I would have a serious talk with your dh about where his beliefs about spanking come from. Just from him own experience? The way some passages of scripture are interpreted? Thinking that everything is a power struggle with kids and you have to win? For me, there has been real fear about there being real consequences for behavior and thinking that spanking is the only one. He probably thinks that you are being very *permissive* if you don't spank.
I really suggest that you guys choose one book to read and discuss together. My dh is NOT a reader, but maybe you could read in the car or after dinner, before bed, whatever. And then be able to discuss it, and make it clear that this will be a "safe" time for him to talk openly and honestly w/o your judgement or putting his ideas down. I think he really needs to educate himself on, first, child development so he can know what to expect from your child, and second, the different styles of parenting and where you guys fit in. Then you can talk about how you are going to set and "enforce" the rules at your house--aka what other options there are than hitting. It alse would really help to get some "success stories" from people who don't hit their kids so you can both see that it can work!
are both good websites with LOTS of articles and research. the nospank one is very in-your-face, so be prepared to be educated!!
Good luck with this, and please let us know how things are going. You really really really should get this worked out with your dh ASAP so that you can be unified as things get tougher down the road. Choosing not to spank takes lots of guts and really makes you think and work as a parent. But don't you think it's worth it?!?
We're all behind you!
I will also try the books and websites that you all have recommended. The first book suggested seems really great.
I forgot to mention that DH is only home two weeks out of the month (he works offshore and is gone for two weeks, then home for two weeks), so that throws another kink in things.
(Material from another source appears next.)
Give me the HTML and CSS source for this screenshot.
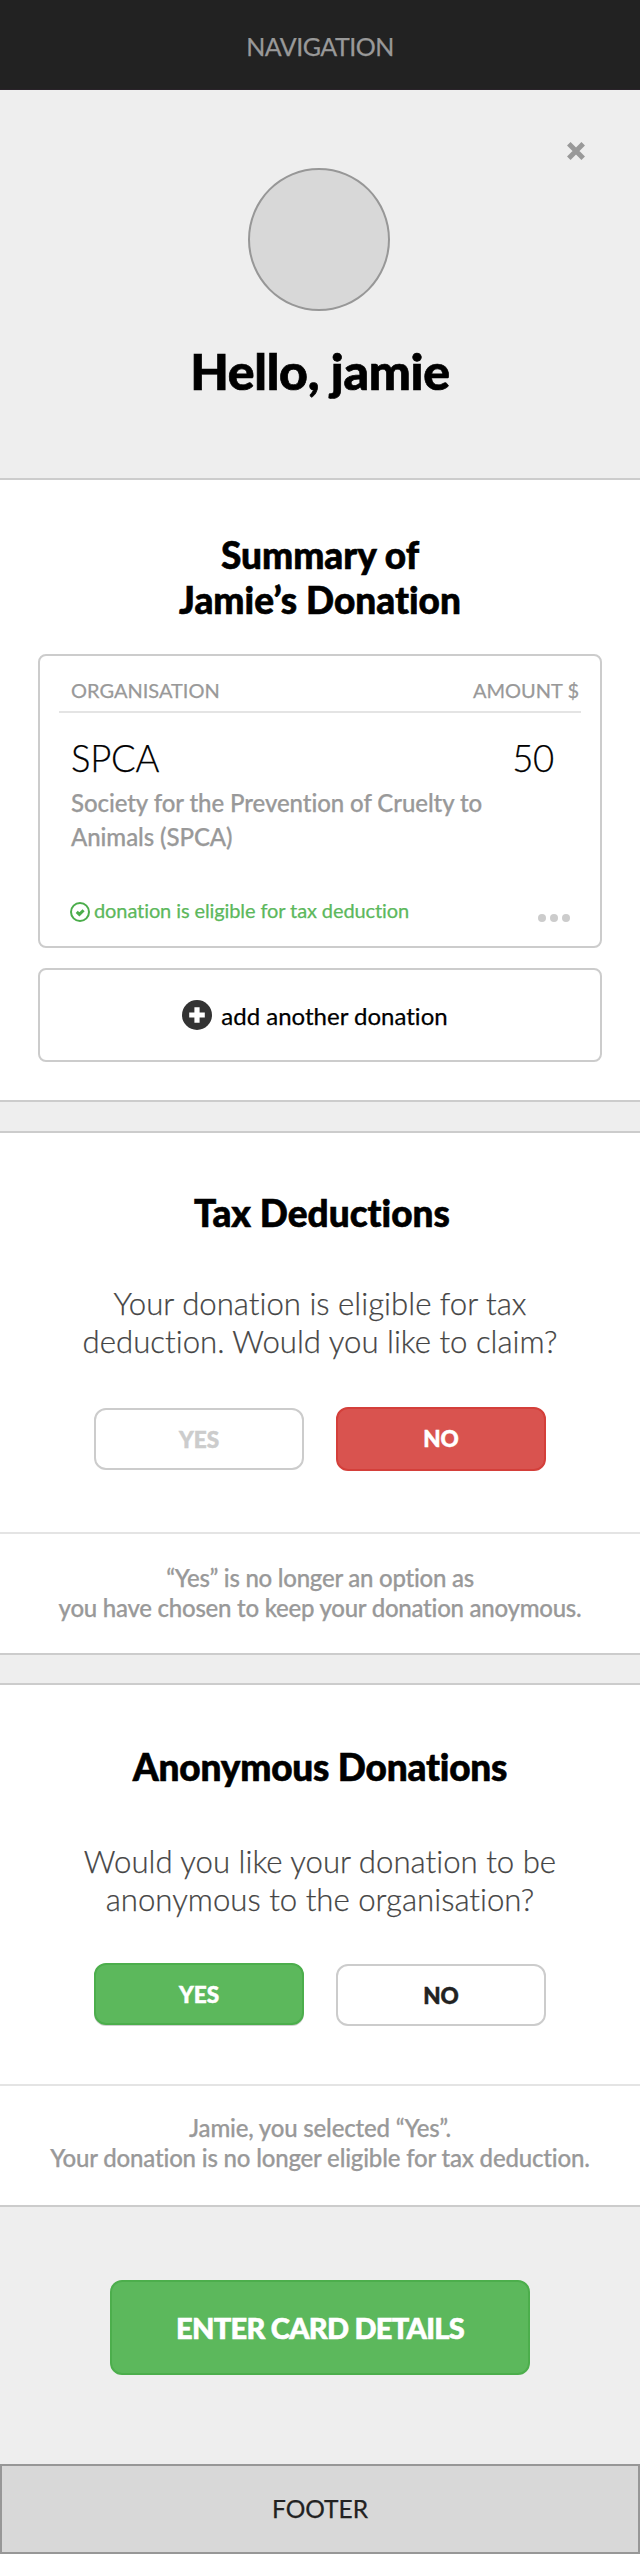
FILE: index.html
```html
<!DOCTYPE html>
<html lang="en">
<head>
<meta charset="utf-8">
<title>Donation summary</title>
<link rel="stylesheet" href="styles.css">
</head>
<body>
<nav class="nav">NAVIGATION</nav>

<header class="hero">
  <svg class="close" width="20" height="20" viewBox="0 0 20 20"><path d="M2.8 2.8 17.2 17.2M17.2 2.8 2.8 17.2"/></svg>
  <div class="avatar"></div>
  <h1 class="hello">Hello, jamie</h1>
</header>

<section class="summary">
  <h2 class="title">Summary of<br>Jamie’s Donation</h2>
  <div class="card">
    <div class="card-head"><span>ORGANISATION</span><span>AMOUNT $</span></div>
    <div class="card-row"><span>SPCA</span><span>50</span></div>
    <p class="card-desc">Society for the Prevention of Cruelty to<br>Animals (SPCA)</p>
    <div class="card-foot">
      <span class="eligible">
        <svg width="20" height="20" viewBox="0 0 20 20"><circle cx="10" cy="10" r="9" fill="none" stroke="#4bad4b" stroke-width="2"/><path d="M6.7 9.8 9.4 12.4 13.6 8.2" fill="none" stroke="#4bad4b" stroke-width="3"/></svg>
        <span class="eligible-text">donation is eligible for tax deduction</span>
      </span>
      <svg class="dots" width="32" height="8" viewBox="0 0 32 8"><circle cx="4" cy="4" r="4"/><circle cx="16" cy="4" r="4"/><circle cx="28" cy="4" r="4"/></svg>
    </div>
  </div>
  <div class="add">
    <svg width="30" height="30" viewBox="0 0 30 30"><circle cx="15" cy="15" r="15" fill="#333"/><path d="M15 7.2V22.8M7.2 15H22.8" stroke="#fff" stroke-width="5.2"/></svg>
    <span>add another donation</span>
  </div>
</section>

<section class="panel tax">
  <h2 class="title">Tax Deductions</h2>
  <p class="question">Your donation is eligible for tax<br>deduction. Would you like to claim?</p>
  <div class="choices">
    <div class="btn disabled">YES</div>
    <div class="btn red">NO</div>
  </div>
  <p class="note">“Yes” is no longer an option as<br>you have chosen to keep your donation anoymous.</p>
</section>

<section class="panel anon">
  <h2 class="title">Anonymous Donations</h2>
  <p class="question">Would you like your donation to be<br>anonymous to the organisation?</p>
  <div class="choices">
    <div class="btn green">YES</div>
    <div class="btn plain">NO</div>
  </div>
  <p class="note">Jamie, you selected “Yes”.<br>Your donation is no longer eligible for tax deduction.</p>
</section>

<div class="checkout"><div class="cta">ENTER CARD DETAILS</div></div>
<footer class="footer">FOOTER</footer>
</body>
</html>
```
FILE: styles.css
```css
* { box-sizing: border-box; margin: 0; padding: 0; }
body {
  width: 640px;
  background: #eee;
  color: #000;
  font-family: Lato, sans-serif;
  font-variant-ligatures: none;
  -webkit-text-stroke: 0.25px currentColor;
}
svg { display: block; flex: none; }

.nav {
  height: 90px;
  padding-top: 31px;
  background: #222;
  border-bottom: 1px solid #2a232a;
  color: #999;
  font-size: 25px;
  line-height: 30px;
  letter-spacing: -0.5px;
  text-align: center;
}

.hero {
  position: relative;
  height: 390px;
  padding-top: 78px;
  border-bottom: 2px solid #ccc;
  text-align: center;
}
.close {
  position: absolute;
  top: 51px;
  right: 54px;
  fill: none;
  stroke: #999;
  stroke-width: 5px;
}
.avatar {
  width: 142px;
  height: 143px;
  margin: 0 0 30px 248px;
  border: 2px solid #979797;
  border-radius: 50%;
  background: #d8d8d8;
}
.hello {
  font-size: 50px;
  font-weight: 900;
  line-height: 60px;
  letter-spacing: -0.3px;
  -webkit-text-stroke: 0.7px currentColor;
}

.summary {
  height: 622px;
  padding: 52px 38px 0;
  background: #fff;
  border-bottom: 2px solid #ccc;
}
.title {
  font-size: 37px;
  font-weight: 900;
  line-height: 45px;
  text-align: center;
  -webkit-text-stroke: 0.6px currentColor;
}

.card {
  height: 294px;
  margin-top: 32px;
  padding: 22px 19px 0;
  border: 2px solid #ccc;
  border-radius: 8px;
}
.card-head {
  display: flex;
  justify-content: space-between;
  height: 35px;
  padding: 0 2px 0 12px;
  border-bottom: 2px solid #e4e4e4;
  color: #999;
  font-size: 20px;
  line-height: 24px;
}
.card-row {
  display: flex;
  justify-content: space-between;
  margin-top: 25px;
  padding: 0 27px 0 12px;
  font-size: 36.5px;
  font-weight: 300;
  line-height: 40px;
  letter-spacing: -0.3px;
}
.card-desc {
  margin-top: 8px;
  padding-left: 12px;
  color: #999;
  font-size: 24px;
  font-weight: 500;
  line-height: 34px;
  letter-spacing: -0.07px;
}
.card-foot {
  display: flex;
  justify-content: space-between;
  margin-top: 44px;
  padding: 0 11px;
}
.eligible { display: flex; gap: 4px; }
.eligible svg { margin-top: 4px; }
.eligible-text {
  color: #5cb85c;
  font-size: 20px;
  line-height: 24px;
  letter-spacing: -0.1px;
}
.dots { margin-top: 16px; fill: #ccc; }

.add {
  display: flex;
  align-items: center;
  justify-content: center;
  gap: 9px;
  height: 94px;
  margin-top: 20px;
  padding-right: 10px;
  border: 2px solid #ccc;
  border-radius: 8px;
  font-size: 24px;
}

.panel { background: #fff; border: solid #ccc; border-width: 2px 0; }
.tax { height: 524px; margin-top: 29px; padding-top: 57px; }
.anon { height: 524px; margin-top: 28px; padding-top: 59px; }
.tax .title { padding-left: 4px; }
.anon .title { letter-spacing: -0.2px; }
.question {
  color: #444;
  font-size: 31.2px;
  font-weight: 300;
  line-height: 38px;
  text-align: center;
}
.tax .question { margin-top: 49px; }
.anon .question { margin-top: 53px; }
.choices {
  display: flex;
  align-items: center;
  justify-content: center;
  gap: 32px;
}
.tax .choices { height: 64px; margin-top: 47px; }
.anon .choices { height: 63px; margin-top: 45px; }
.btn {
  width: 210px;
  height: 62px;
  border: 2px solid #ccc;
  border-radius: 12px;
  font-size: 22.5px;
  font-weight: 900;
  line-height: 60px;
  text-align: center;
  -webkit-text-stroke: 0.5px currentColor;
}
.disabled { color: #ccc; }
.plain { align-self: flex-end; color: #222; }
.red { height: 64px; background: #d9534f; border-color: #d43f3a; color: #fff; }
.green {
  align-self: flex-start;
  background: #5cb85c;
  border-color: #4cae4c;
  box-shadow: 0 1px 0 #d0d0d0;
  color: #fff;
}
.note {
  border-top: 2px solid #e4e4e4;
  padding-top: 29px;
  color: #999;
  font-size: 24px;
  font-weight: 500;
  line-height: 30px;
  letter-spacing: -0.25px;
  text-align: center;
}
.tax .note { margin-top: 61px; }
.anon .note { margin-top: 58px; padding-top: 27px; letter-spacing: -0.18px; }

.checkout { height: 257px; padding-top: 73px; }
.cta {
  width: 420px;
  height: 95px;
  margin: 0 auto;
  border: 2px solid #4cae4c;
  border-radius: 12px;
  background: #5cb85c;
  color: #fff;
  font-size: 29px;
  font-weight: 900;
  line-height: 92px;
  letter-spacing: -0.7px;
  text-align: center;
  -webkit-text-stroke: 0.6px currentColor;
}
.footer {
  height: 90px;
  padding-top: 27px;
  border: 2px solid #979797;
  background: #d8d8d8;
  color: #222;
  font-size: 24.5px;
  line-height: 32px;
  text-align: center;
}
```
Just about the time I feel like I've got a handle on positive discipline, here he comes in the door wanting to spank. Argh. It's very frustrating.
Here's hoping the books & websites work!
For some of us, the issue of discipline is an ongoing struggle (as are many other things in marriage.) It is not something that can just be solved by making one statemeent or telling him to read something. What has helped with my Dh is to keep telling him why I think hitting is inappropriate, and to actually physically step in when necessary at those times when I think he's going too far with our son. Presenting a united front is an ideal that some of us have to create gradually.
big hugs, becoming (((( )))))! You are very brave to admit your struggle. Know that you are not alone.